What you are asked to do | Answer with nothing except the number of lines that contain the word "screenshot".

Supplied data |
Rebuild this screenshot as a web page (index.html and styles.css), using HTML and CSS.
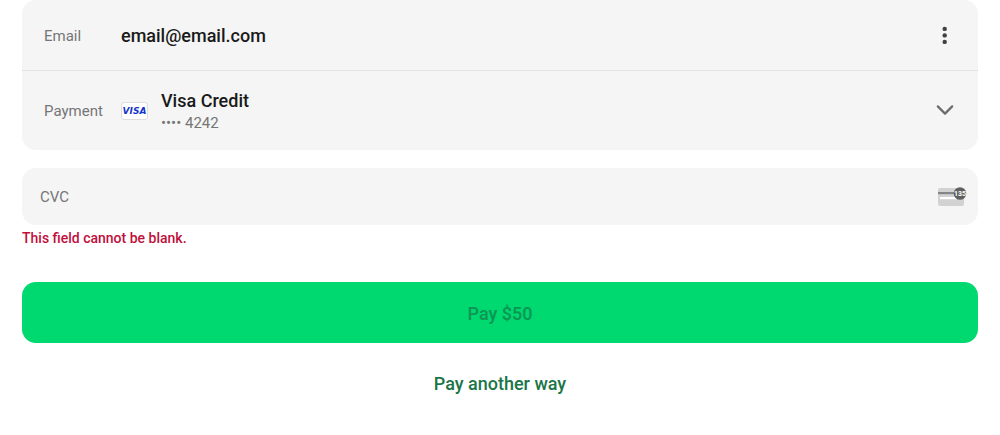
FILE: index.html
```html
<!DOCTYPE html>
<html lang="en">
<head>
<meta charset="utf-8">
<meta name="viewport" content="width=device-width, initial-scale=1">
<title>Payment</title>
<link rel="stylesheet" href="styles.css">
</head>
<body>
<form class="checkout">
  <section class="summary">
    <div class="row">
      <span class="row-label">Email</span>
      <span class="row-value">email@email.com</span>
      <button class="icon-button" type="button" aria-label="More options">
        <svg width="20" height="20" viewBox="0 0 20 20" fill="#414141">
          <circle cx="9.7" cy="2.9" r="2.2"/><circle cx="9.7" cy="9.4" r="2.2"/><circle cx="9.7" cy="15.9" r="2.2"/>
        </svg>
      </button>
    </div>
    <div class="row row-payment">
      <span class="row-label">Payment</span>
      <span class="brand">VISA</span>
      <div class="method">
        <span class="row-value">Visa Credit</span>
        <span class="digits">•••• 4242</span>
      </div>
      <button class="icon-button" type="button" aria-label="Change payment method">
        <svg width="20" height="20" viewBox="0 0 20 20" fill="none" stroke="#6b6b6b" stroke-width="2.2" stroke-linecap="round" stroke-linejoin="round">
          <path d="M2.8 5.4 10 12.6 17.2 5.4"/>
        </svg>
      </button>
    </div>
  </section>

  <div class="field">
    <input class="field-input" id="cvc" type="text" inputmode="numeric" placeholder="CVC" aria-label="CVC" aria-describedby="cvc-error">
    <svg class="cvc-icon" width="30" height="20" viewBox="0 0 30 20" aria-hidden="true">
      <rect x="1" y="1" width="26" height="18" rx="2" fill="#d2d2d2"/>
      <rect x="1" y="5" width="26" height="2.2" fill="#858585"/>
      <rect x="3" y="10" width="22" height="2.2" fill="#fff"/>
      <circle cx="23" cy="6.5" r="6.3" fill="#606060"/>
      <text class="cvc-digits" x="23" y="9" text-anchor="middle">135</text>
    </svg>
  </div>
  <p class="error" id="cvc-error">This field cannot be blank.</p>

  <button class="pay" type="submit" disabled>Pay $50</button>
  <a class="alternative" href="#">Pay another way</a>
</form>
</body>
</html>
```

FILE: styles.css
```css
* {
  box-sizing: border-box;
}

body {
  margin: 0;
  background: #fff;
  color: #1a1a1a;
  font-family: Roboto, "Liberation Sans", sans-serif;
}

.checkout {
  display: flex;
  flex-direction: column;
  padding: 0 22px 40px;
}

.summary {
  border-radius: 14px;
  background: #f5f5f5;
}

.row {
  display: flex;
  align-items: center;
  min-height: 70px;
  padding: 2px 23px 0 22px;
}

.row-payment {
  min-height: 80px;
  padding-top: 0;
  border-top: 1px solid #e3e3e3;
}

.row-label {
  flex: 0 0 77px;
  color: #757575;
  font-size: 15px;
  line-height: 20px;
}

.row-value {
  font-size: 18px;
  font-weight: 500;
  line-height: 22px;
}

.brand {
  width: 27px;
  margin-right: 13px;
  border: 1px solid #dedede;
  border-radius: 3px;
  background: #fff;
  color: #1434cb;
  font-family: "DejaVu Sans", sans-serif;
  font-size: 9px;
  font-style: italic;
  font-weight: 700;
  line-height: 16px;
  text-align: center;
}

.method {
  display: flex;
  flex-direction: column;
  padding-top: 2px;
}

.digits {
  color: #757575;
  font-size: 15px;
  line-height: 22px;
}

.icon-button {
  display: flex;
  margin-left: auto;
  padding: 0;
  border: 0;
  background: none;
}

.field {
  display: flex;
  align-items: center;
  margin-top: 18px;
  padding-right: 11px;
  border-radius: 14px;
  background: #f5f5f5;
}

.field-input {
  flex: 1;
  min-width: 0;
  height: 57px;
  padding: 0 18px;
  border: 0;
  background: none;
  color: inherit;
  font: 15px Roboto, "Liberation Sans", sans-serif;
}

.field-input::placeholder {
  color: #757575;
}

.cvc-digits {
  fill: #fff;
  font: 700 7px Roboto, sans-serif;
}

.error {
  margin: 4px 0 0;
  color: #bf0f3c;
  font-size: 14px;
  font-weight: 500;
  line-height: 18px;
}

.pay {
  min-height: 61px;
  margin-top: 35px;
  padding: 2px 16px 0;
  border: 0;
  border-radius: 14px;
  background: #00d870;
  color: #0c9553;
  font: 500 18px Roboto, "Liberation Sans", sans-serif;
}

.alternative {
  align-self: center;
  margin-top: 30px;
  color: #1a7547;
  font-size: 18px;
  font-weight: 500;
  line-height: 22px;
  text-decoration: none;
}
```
==
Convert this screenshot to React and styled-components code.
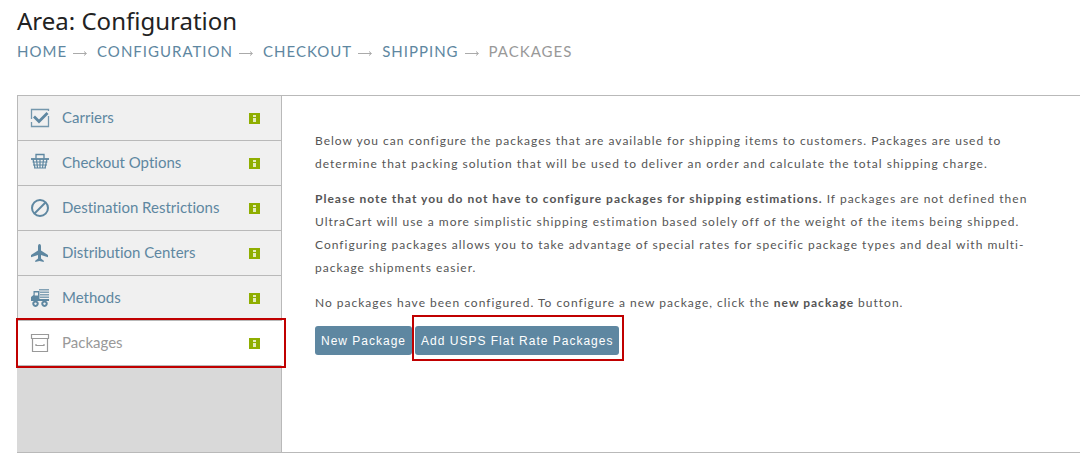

Solution for this problem | 2